Partnership between churches

That’s why he says what he says in 1:12: ‘I received my message from no human source, and no one taught me. Instead, I received it by direct revelation from Jesus Christ.’ The gospel message is not from Jerusalem. It’s not the property of the Jerusalem church. Nor the British church. The gospel did not originate with us.

This puts Paul in a dilemma because, as it happens, the apostles in Jerusalem agree with Paul’s position on circumcision. It would have been so easy for Paul to say, ‘The big guns in Jerusalem are on my side so listen to me.

But if he had done that then he might have won ‘the circumcision argument’, but he would have lost ‘the equal partners argument’. He would have conceded that Gentiles churches were under the authority of the Jerusalem church. And he won’t do that.

And so we get this strange narrative in chapters 1 and 2: ‘I met the apostles – but not straight away (1:15-17). I met the apostles – but only a few of them (1:18-19). They agreed with me – but their opinion doesn’t really matter (2:6, 9).’

In 4:25-26 Paul says ‘Sarah, represents the heavenly Jerusalem. She is the free woman, and she is our mother.’ Where is our mother church? Where is the church who gave us birth? Where is the church to whom we are accountable? Not in Jerusalem. It’s not a church in Sheffield. It’s not the headquarters of mission agency. Our mother church is in heaven. Our mother church is the congregation of people gathered around the throne of Jesus.

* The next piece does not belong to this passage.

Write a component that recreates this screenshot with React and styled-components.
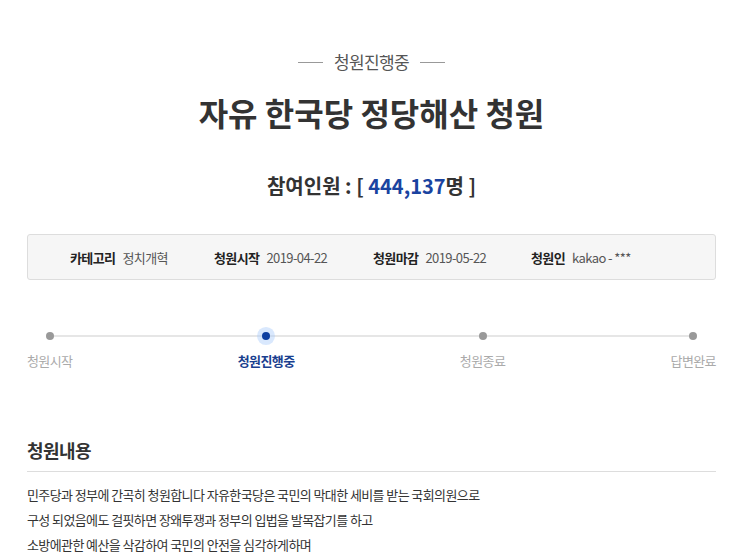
import React from 'react'
import styled, { createGlobalStyle } from 'styled-components'

const GlobalStyle = createGlobalStyle`
    body {
        margin: 0;
        background: #fff;
        font-family: "Noto Sans CJK KR", "Noto Sans", sans-serif;
        color: #333;
    }
`

const steps = [
    { label: '청원시작' },
    { label: '청원진행중', active: true },
    { label: '청원종료' },
    { label: '답변완료' },
]

const info = [
    { label: '카테고리', value: '정치개혁' },
    { label: '청원시작', value: '2019-04-22' },
    { label: '청원마감', value: '2019-05-22' },
    { label: '청원인', value: 'kakao - ***' },
]

const lines = [
    '민주당과 정부에 간곡히 청원합니다 자유한국당은 국민의 막대한 세비를 받는 국회의원으로',
    '구성 되었음에도 걸핏하면 장왜투쟁과 정부의 입법을 발목잡기를 하고',
    '소방에관한 예산을 삭감하여 국민의 안전을 심각하게하며',
]

function App() {
    return (
        <Page>
            <GlobalStyle />
            <Status>청원진행중</Status>
            <Title>자유 한국당 정당해산 청원</Title>
            <Count>
                참여인원 : [ <span>444,137</span>명 ]
            </Count>

            <InfoBox>
                {info.map((item) => (
                    <InfoItem key={item.label}>
                        <strong>{item.label}</strong>
                        <span>{item.value}</span>
                    </InfoItem>
                ))}
            </InfoBox>

            <Progress>
                <Track />
                {steps.map((step) => (
                    <Step key={step.label}>
                        <DotRow>
                            <Dot active={step.active} />
                        </DotRow>
                        <StepLabel active={step.active}>{step.label}</StepLabel>
                    </Step>
                ))}
            </Progress>

            <SectionTitle>청원내용</SectionTitle>
            <Body>
                {lines.map((line, i) => (
                    <p key={i}>{line}</p>
                ))}
            </Body>
        </Page>
    )
}

export default App

const Page = styled.div`
    padding: 50px 27px 0;
    width: 689px;
`
const Status = styled.div`
    display: flex;
    align-items: center;
    justify-content: center;
    gap: 11px;
    font-size: 17px;
    line-height: 24px;
    letter-spacing: -0.6px;
    color: #555;
    &::before, &::after {
        content: '';
        width: 25px;
        height: 1px;
        background: #999;
    }
`
const Title = styled.h1`
    margin: 18px 0 0;
    text-align: center;
    font-size: 32px;
    line-height: 40px;
    font-weight: 700;
    letter-spacing: 0;
    color: #333;
`
const Count = styled.div`
    margin-top: 40px;
    text-align: center;
    font-size: 20px;
    line-height: 28px;
    font-weight: 700;
    color: #333;
    span {
        color: #1a43a0;
    }
`
const InfoBox = styled.div`
    margin-top: 34px;
    height: 44px;
    display: grid;
    grid-template-columns: 144px 159px 158px auto;
    align-items: center;
    padding-left: 42px;
    background: #f6f6f6;
    border: 1px solid #ddd;
    border-radius: 3px;
`
const InfoItem = styled.div`
    display: flex;
    align-items: center;
    gap: 7px;
    font-size: 13px;
    letter-spacing: -0.6px;
    strong {
        font-weight: 700;
        color: #222;
    }
    span {
        font-weight: 400;
        color: #555;
    }
`
const Progress = styled.div`
    position: relative;
    margin-top: 47px;
    display: flex;
    justify-content: space-between;
`
const Track = styled.div`
    position: absolute;
    left: 22px;
    right: 22px;
    top: 8px;
    height: 2px;
    background: #e6e6e6;
`
const Step = styled.div`
    position: relative;
    display: flex;
    flex-direction: column;
    align-items: center;
`
const DotRow = styled.div`
    height: 18px;
    display: flex;
    align-items: center;
    justify-content: center;
`
const Dot = styled.div`
    width: 8px;
    height: 8px;
    border-radius: 50%;
    background: ${(p) => (p.active ? '#0d3fa0' : '#999')};
    box-shadow: ${(p) => (p.active ? '0 0 0 5px rgba(170, 205, 250, 0.45)' : 'none')};
`
const StepLabel = styled.div`
    margin-top: 7px;
    font-size: 13px;
    line-height: 18px;
    letter-spacing: -0.6px;
    font-weight: ${(p) => (p.active ? 700 : 400)};
    color: ${(p) => (p.active ? '#1a3f8f' : '#aaa')};
`
const SectionTitle = styled.h2`
    margin: 68px 0 0;
    padding-bottom: 9px;
    border-bottom: 1px solid #ddd;
    font-size: 18px;
    line-height: 24px;
    font-weight: 700;
    letter-spacing: -0.6px;
    color: #333;
`
const Body = styled.div`
    margin-top: 10px;
    p {
        margin: 0;
        font-size: 13px;
        line-height: 25px;
        letter-spacing: -0.6px;
        color: #333;
    }
`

The church in Galatia is not even under the authority of Paul. Look at 1:8: ‘Let God’s curse fall on anyone, including us or even an angel from heaven, who preaches a different kind of Good News than the one we preached to you.’ The church in Galatia is under the authority and headship of Christ – not the church in Jerusalem, not even Paul. And the church is led by the Spirit through the word – not by messengers from Jerusalem and not even by letters from Paul. This letter is a letter of persuasion, not of dictate. And the same is true for Albanian churches and Pakistani churches and Kurdish churches. They are not under the authority of mission agencies or Western churches. They are under the authority of Christ, led by the Spirit, owing allegiance to the heavenly church.

So if we want to work with churches in Albania or Pakistan or Kurdistan then we need to work as equal partners.

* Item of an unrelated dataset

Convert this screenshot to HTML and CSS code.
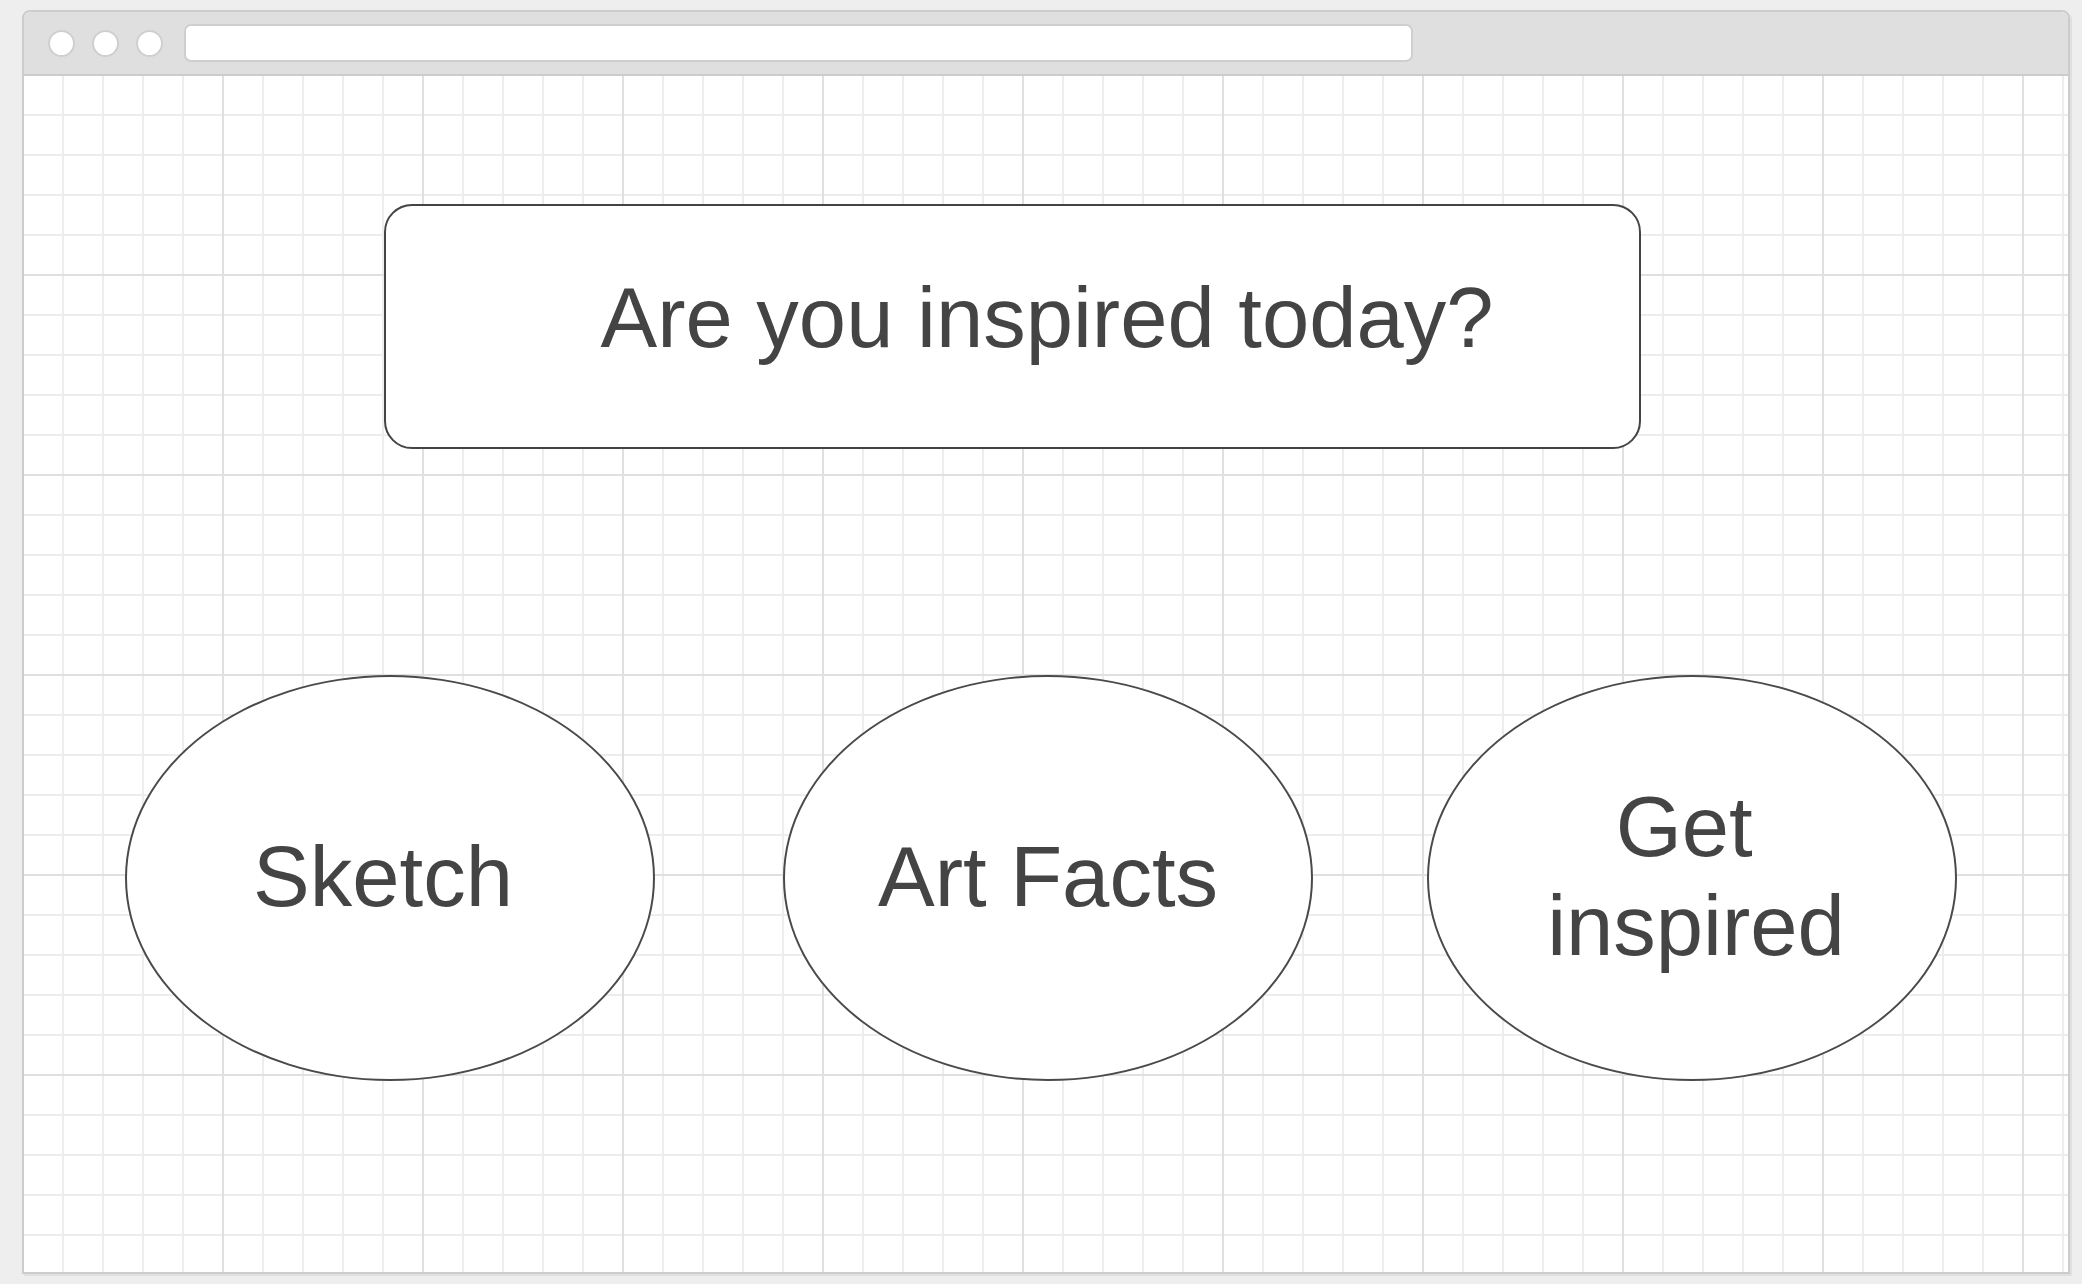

In the Balkans we met a church planter called Arvid. Brian told us how a Westerner came through Albania and was telling Arvid all the things he wanted to do. Arvid got quite agitated because the guy was expecting them to get on board with his agenda. And in his outburst Arvid mentioned Brian’s name. ‘Oh, you’ll listen to Brian,’ the guy said in frustration. Arvid replied: ‘Brian influences us because he listens to us.’ A partnership of equals.

It’s not that the Western church has nothing to contribute. Of course it has. We have a history, resources, understanding. But we must work with others churches as equal partners. They, too, have a history, resources, understanding. Indeed, it comes to their context, they will usually have a better understanding. There are many things we can teach them. But there are also many things we can learn. As we work with churches around the world we must work together as equal partners.

Creating partner churches

‘But what about when there is no church? How can you work with a local church when there isn’t one or they’re all very new Christians?’ Let me respond with another question: Where is Paul when he writes to the Galatians? We don’t know for sure. But we do know that, wherever he is, he’s not in Galatia! He planted the church and then moved on.

And that was his habit. Sometimes he stayed for a few years, sometimes a few weeks. But he always moved on to let the church develop without him. He was still involved – that’s why he’s writing this letter. But he allowed local leaders to take responsibility for the church. His goal was a partnership of equals. And he did that by moving on. That might sound risky to us, but Paul entrusted them to the Holy Spirit.

In one town we visited in Albania there was a church started by a missionary from the UK. Twenty years later he is still there. He will not hand on the work. So the church remains dependent on him. It is causing a lot of frustration.

Paul’s goal is a partnership of equals. Partnership not dependence.